Re: [PATCH v5 2/2] sched/fair: update scale invariance of PELT

From: Peter Zijlstra
Date: Tue Nov 06 2018 - 10:00:11 EST


On Mon, Nov 05, 2018 at 02:58:54PM +0000, Morten Rasmussen wrote:

> It has always been debatable what to do with utilization when there are
> no spare cycles.
>
> In Dietmar's example where two 25% tasks are put on a 512 (50%) capacity
> CPU we add just enough utilization to have no spare cycles left. One
> could argue that 25% is still the correct utilization for those tasks.
> However, we only know their true utilization because they just ran
> unconstrained on a higher capacity CPU. Once they are on the 512 capacity
> CPU we wouldn't know if the tasks grew in utilization as there are no
> spare cycles to use.
>
> As I see it, the most fundamental difference between scaling
> contribution and time for PELT is the characteristics when CPUs are
> over-utilized.
>
> With contribution scaling the PELT utilization of a task is a _minimum_
> utilization. Regardless of where the task is currently/was running (and
> provided that it doesn't change behaviour) its PELT utilization will
> approximate its _minimum_ utilization on an idle 1024 capacity CPU.
>
> With time scaling the PELT utilization doesn't really have a meaning on
> its own. It has to be compared to the capacity of the CPU where it
> is/was running to know what the its current PELT utilization means. When
> the utilization over-shoots the capacity its value is no longer
> represents utilization, it just means that it has a higher compute
> demand than is offered on its current CPU and a high value means that it
> has been suffering longer. It can't be used to predict the actual
> utilization on an idle 1024 capacity any better than contribution scaled
> PELT utilization.
>
> This change might not be a showstopper, but it is something to be aware
> off and take into account wherever PELT utilization is used.
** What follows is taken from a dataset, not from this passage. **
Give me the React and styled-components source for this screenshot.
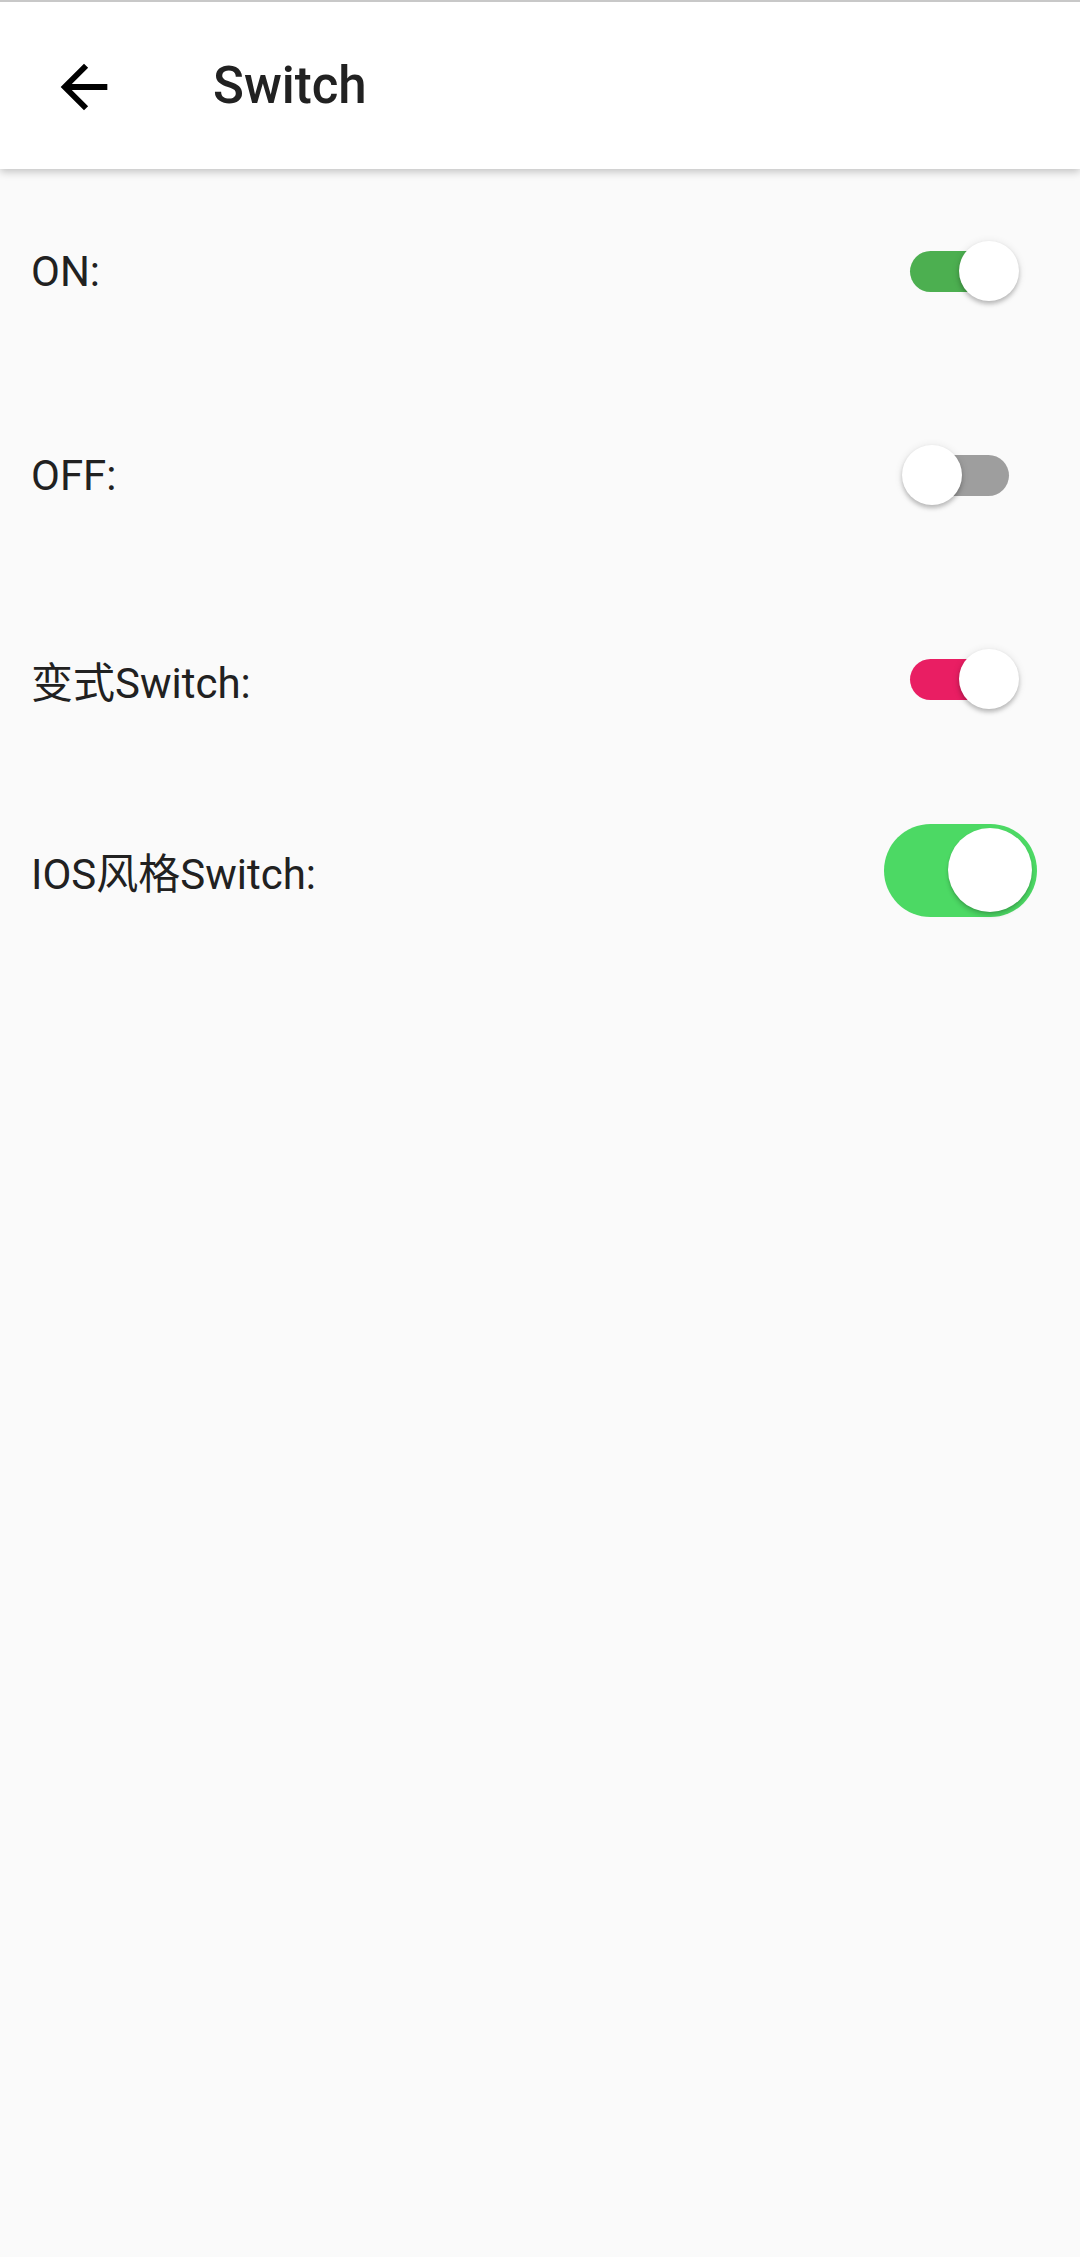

So for things like x86, where we don't have immediate control over the
OPPs nor actually know the current dynamic max OPP (or even can know), I
much prefer the model Vincent proposes.

The one thing we do know is the lack of idle time, and I feel equating
no idle with u=1 makes perfect sense.

Luckily x86 does provide means of querying the current effective OPP
and so a utilization value can be usefully compared to another.